The following video shows the operation of the two smart plug sockets in response to manually asserting the inject nodes.

MQTT Subsciber Interface

The upper part of the flow is the MQTT interface to the PSoC6.

The MQTT In node is configured to subcribe to the "presencedetected " topic. It then passes on the msg.payload true (On) or false (Off).

Glitch Filter

The Boolean Logic Ultimate node is used as a "glitch" filter for the MQTT message. I noticed that the radar detector signals would glitch occasionally and would cause power to toggle on and off in under a second. In order to prevent this I added a one-shot node that would only recheck the message state after a delay interval from a state transition (currently set at 3 seconds).

The video below shows the LED lamp which is plugged into the SW1 socket being controlled by the radar "target detected" signal via the MQTT "presencedetected" message. The radar detector has a blue LED that turns on to indicate target detected and a red LED that turns on to indicate movement away (phase).

If you look carefully, you'll see that the blue LED toggles more frequently than the light and the state changes (true/false) of the debug messages (only evaluates every 3 seconds).

I'm debating whether to control the sockets (pump/light) independently or have separate MQTT messages (possibly have the light also gated by ambient light level). To switch them together I would just need to also connect the Gate node output to SW2)

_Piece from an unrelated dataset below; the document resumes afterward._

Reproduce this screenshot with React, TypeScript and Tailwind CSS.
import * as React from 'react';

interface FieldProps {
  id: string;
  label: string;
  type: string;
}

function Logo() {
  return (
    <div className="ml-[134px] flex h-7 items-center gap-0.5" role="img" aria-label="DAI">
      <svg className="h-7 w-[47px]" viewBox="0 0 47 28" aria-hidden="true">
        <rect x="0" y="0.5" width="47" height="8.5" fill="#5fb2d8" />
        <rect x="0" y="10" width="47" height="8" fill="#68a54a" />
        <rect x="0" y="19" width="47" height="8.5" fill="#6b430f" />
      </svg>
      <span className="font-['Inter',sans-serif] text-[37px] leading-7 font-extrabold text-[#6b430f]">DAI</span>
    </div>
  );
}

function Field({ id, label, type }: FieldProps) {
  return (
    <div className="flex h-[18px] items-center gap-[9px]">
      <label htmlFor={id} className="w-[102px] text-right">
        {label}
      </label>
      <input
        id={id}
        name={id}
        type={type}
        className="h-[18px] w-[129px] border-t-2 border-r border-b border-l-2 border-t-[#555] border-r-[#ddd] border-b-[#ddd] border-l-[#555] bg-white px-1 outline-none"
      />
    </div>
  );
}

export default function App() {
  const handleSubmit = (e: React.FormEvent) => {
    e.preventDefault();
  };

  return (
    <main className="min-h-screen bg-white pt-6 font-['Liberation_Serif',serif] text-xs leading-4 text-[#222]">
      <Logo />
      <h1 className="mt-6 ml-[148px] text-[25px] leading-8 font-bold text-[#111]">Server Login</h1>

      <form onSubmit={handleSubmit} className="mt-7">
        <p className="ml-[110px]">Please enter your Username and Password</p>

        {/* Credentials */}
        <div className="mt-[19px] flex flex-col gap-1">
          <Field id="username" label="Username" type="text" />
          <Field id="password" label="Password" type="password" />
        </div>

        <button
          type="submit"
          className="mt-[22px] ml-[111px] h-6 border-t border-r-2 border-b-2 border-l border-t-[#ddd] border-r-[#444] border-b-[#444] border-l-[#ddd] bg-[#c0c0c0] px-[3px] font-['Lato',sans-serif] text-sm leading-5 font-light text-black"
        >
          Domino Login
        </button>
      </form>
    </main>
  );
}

Demo of Water Feature Light and Pump Control

The water pump is very low flow as required by the water fountain design - the upper water bowl fills slowly and overflows down cascading cups before returning to the reservoir in the base of the fountain. You'll notice that after the light swiches on, it takes 10-15 seconds before the water cascade stabilizes. You'll also notice a switch time delay after presence is detected or not (due to the glitch filter).

Smart Life Mobile App

An added bonus of using the WiFi smart plug is that there is an existing BLE app to control it manually. The app is pretty simple. It just allows switching the power on each socket independently.